Cruise lines are taking different approaches in their attempts to assuage safety concerns following the Costa Concordia accident.
Carnival Cruise Lines, a sister company of Costa Cruises, has been using its Facebook page to spell out its safety program, even going so far as to post the safety video that plays inside its staterooms.
Carnival Cruise Lines also has posted links to all official statements from its parent company, Carnival Corp., regarding the disaster, which has left 16 confirmed dead and at least that many still missing since the Costa ship hit a rocky reef off the Italian island of Giglio on Jan. 13.
Crystal Cruises placed a link on its website's home page, detailing its safety standards, such as when its lifeboat drills are held and its practice of holding “passage planning meetings” with captains and other officers.

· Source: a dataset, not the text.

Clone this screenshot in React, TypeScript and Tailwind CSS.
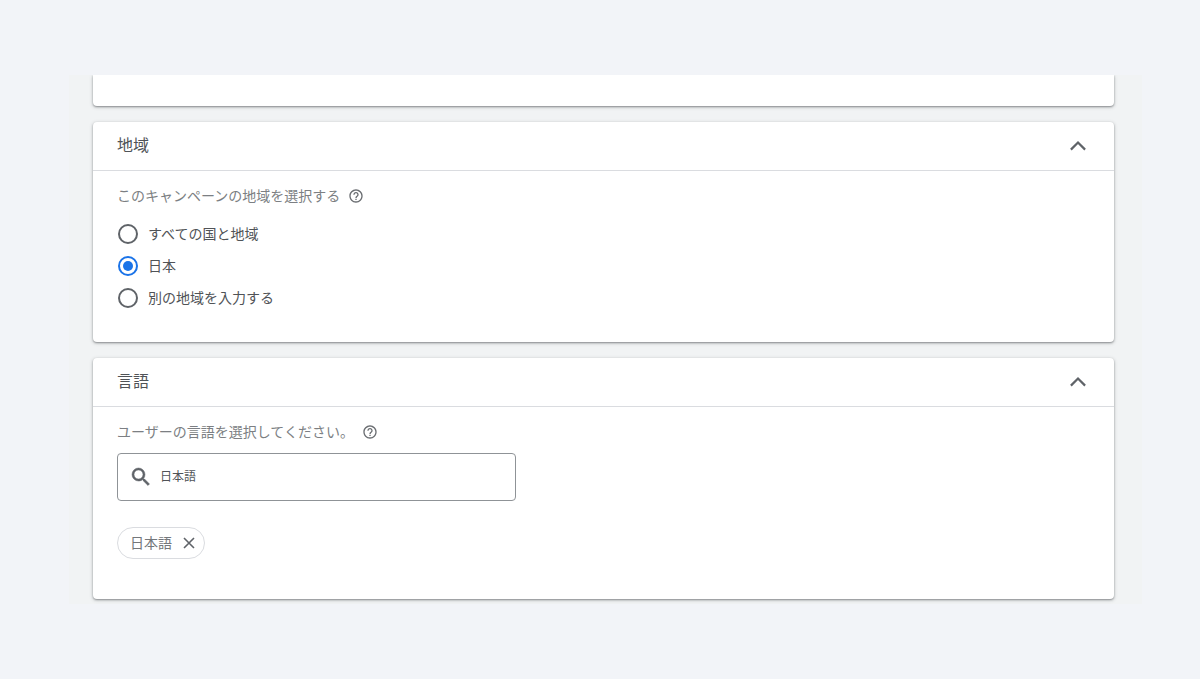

Norwegian Cruise Line CEO Kevin Sheehan emailed his safety message to customers, saying the line’s “experienced seafarers” have an average of 33 years at sea and that its captains “regularly undergo rigorous simulation training on navigation and bridge operations.”
Royal Caribbean International and Celebrity Cruises also emailed past guests.
Royal Caribbean CEO Adam Goldstein, went further, with a blog entry that specifically addressed the Concordia disaster. Goldstein was the first cruise executive outside the Carnival Corp. brands to speak directly about the incident.
“We will need the results of the authorities’ investigations to truly understand and respond to all of the implications. But we do not need to wait for anyone or anything to underscore the preeminent role of safety in the daily life of every cruise ship and of the industry as a whole,” Goldstein wrote.